How many of the lines here include "React"? Answer with a single number.

________

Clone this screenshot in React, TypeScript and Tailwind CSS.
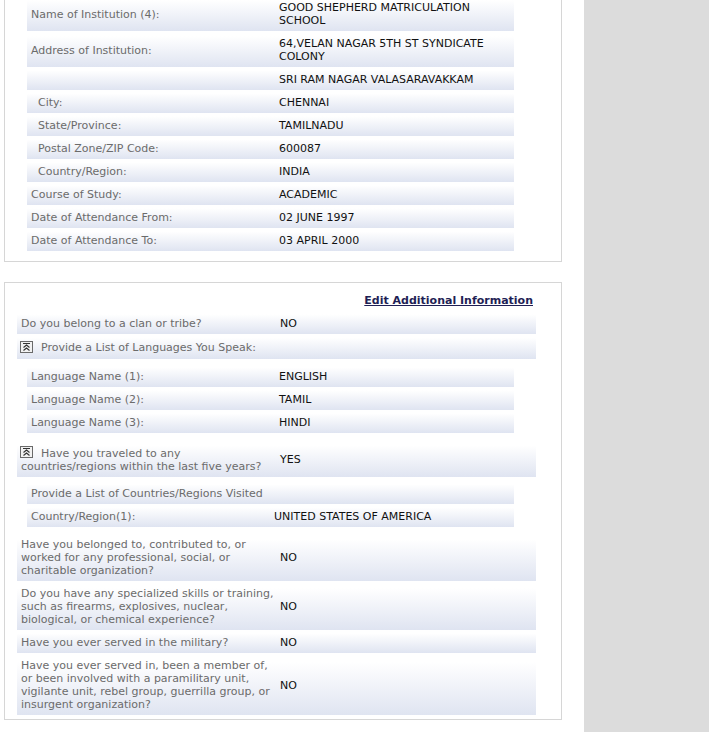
import React from "react";

/**
 * Gözden geçirme sayfası — eğitim bilgisi ve ek bilgiler.
 * Satırlar: gri etiket solda, siyah değer sağda, alttan mavimsi geçişli zemin.
 */

const rowBg = "bg-[linear-gradient(to_bottom,#ffffff_15%,#dfe4f1)]";
const pad = "pt-[6px] pb-[4px]";
const label = "pl-[4px] text-[#6b6b6b] whitespace-nowrap";
const value = "text-[#111] whitespace-nowrap";

function Collapse() {
  return (
    <svg
      width="13"
      height="12"
      viewBox="0 0 13 12"
      className="inline-block align-[-1px] mr-[8px]"
    >
      <rect x="0.5" y="0.5" width="12" height="11" fill="#f2f2f2" stroke="#6a6a6a" />
      <path d="M3 2.5h7" stroke="#333" strokeWidth="1" />
      <path d="M3.5 6.5l3-2.5 3 2.5M3.5 9.5l3-2.5 3 2.5" fill="none" stroke="#333" strokeWidth="1.1" />
    </svg>
  );
}

type Row = { l: React.ReactNode; v: string; sub?: boolean };

function SubRow({ l, v, sub }: Row) {
  return (
    <div className={`flex items-center ${rowBg} ${pad}`}>
      <div className={`${label} w-[252px] ${sub ? "pl-[11px]" : ""}`}>{l}</div>
      <div className={value}>{v}</div>
    </div>
  );
}

function OuterRow({ l, v }: { l: React.ReactNode; v: string }) {
  return (
    <div className={`flex items-center ${pad} ${rowBg}`}>
      <div className={`${label} w-[263px]`}>{l}</div>
      <div className={value}>{v}</div>
    </div>
  );
}

const school: Row[] = [
  { l: "", v: "SRI RAM NAGAR VALASARAVAKKAM" },
  { l: "City:", v: "CHENNAI", sub: true },
  { l: "State/Province:", v: "TAMILNADU", sub: true },
  { l: "Postal Zone/ZIP Code:", v: "600087", sub: true },
  { l: "Country/Region:", v: "INDIA", sub: true },
  { l: "Course of Study:", v: "ACADEMIC" },
  { l: "Date of Attendance From:", v: "02 JUNE 1997" },
  { l: "Date of Attendance To:", v: "03 APRIL 2000" },
];

export default function App() {
  return (
    <div className="flex min-h-screen bg-white font-['DejaVu_Sans',Verdana,sans-serif] text-[11px] leading-[13px]">
      <div className="w-[584px] shrink-0 pl-[4px] pr-[22px] pb-[12px]">
        {/* Okul paneli (üstü kaydırılmış) */}
        <div className="-mt-[5px] border border-t-0 border-[#d6d6d6] pl-[22px] pb-[10px]">
          <div className="w-[487px]">
            <div className={`flex items-center ${pad} ${rowBg}`}>
              <div className={`${label} w-[252px]`}>Name of Institution (4):</div>
              <div className={value}>
                GOOD SHEPHERD MATRICULATION
                <br />
                SCHOOL
              </div>
            </div>
            <div className={`flex items-center ${pad} ${rowBg}`}>
              <div className={`${label} w-[252px]`}>Address of Institution:</div>
              <div className={value}>
                64,VELAN NAGAR 5TH ST SYNDICATE
                <br />
                COLONY
              </div>
            </div>
            {school.map((r, i) => (
              <SubRow key={i} {...r} />
            ))}
          </div>
        </div>

        {/* Ek bilgiler paneli */}
        <div className="mt-[20px] border border-[#d6d6d6] pl-[12px] pt-[11px] pb-[4px]">
          <div className="w-[519px]">
            <div className="flex justify-end pr-[3px] mb-[4px]">
              <a href="#" className="font-bold text-[#1f1f55] underline underline-offset-[1px]">
                Edit Additional Information
              </a>
            </div>

            <OuterRow l="Do you belong to a clan or tribe?" v="NO" />
            <div className={`flex items-center h-[25px] pt-[1px] ${rowBg}`}>
              <div className="pl-[3px] text-[#6b6b6b] whitespace-nowrap flex items-center">
                <Collapse />
                Provide a List of Languages You Speak:
              </div>
            </div>

            <div className="ml-[10px] w-[487px] mt-[5px] mb-[7px]">
              <SubRow l="Language Name (1):" v="ENGLISH" />
              <SubRow l="Language Name (2):" v="TAMIL" />
              <SubRow l="Language Name (3):" v="HINDI" />
            </div>

            <div className={`flex items-center ${pad} ${rowBg}`}>
              <div className="w-[263px] pl-[3px] text-[#6b6b6b] whitespace-nowrap">
                <Collapse />
                Have you traveled to any
                <br />
                <span className="pl-[1px]">countries/regions within the last five years?</span>
              </div>
              <div className={value}>YES</div>
            </div>

            <div className="ml-[10px] w-[487px] mt-[4px] mb-[5px]">
              <div className={`${pad} ${rowBg}`}>
                <div className={label}>Provide a List of Countries/Regions Visited</div>
              </div>
              <div className={`flex items-center ${pad} ${rowBg}`}>
                <div className={`${label} w-[247px]`}>Country/Region(1):</div>
                <div className={value}>UNITED STATES OF AMERICA</div>
              </div>
            </div>

            <OuterRow
              l={
                <>
                  Have you belonged to, contributed to, or
                  <br />
                  worked for any professional, social, or
                  <br />
                  charitable organization?
                </>
              }
              v="NO"
            />
            <OuterRow
              l={
                <>
                  Do you have any specialized skills or training,
                  <br />
                  such as firearms, explosives, nuclear,
                  <br />
                  biological, or chemical experience?
                </>
              }
              v="NO"
            />
            <OuterRow l="Have you ever served in the military?" v="NO" />
            <OuterRow
              l={
                <>
                  Have you ever served in, been a member of,
                  <br />
                  or been involved with a paramilitary unit,
                  <br />
                  vigilante unit, rebel group, guerrilla group, or
                  <br />
                  insurgent organization?
                </>
              }
              v="NO"
            />
          </div>
        </div>
      </div>
      <div className="flex-1 bg-[#dcdcdc]" />
    </div>
  );
}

________

## SOLUTION FOR THIS PROBLEM
4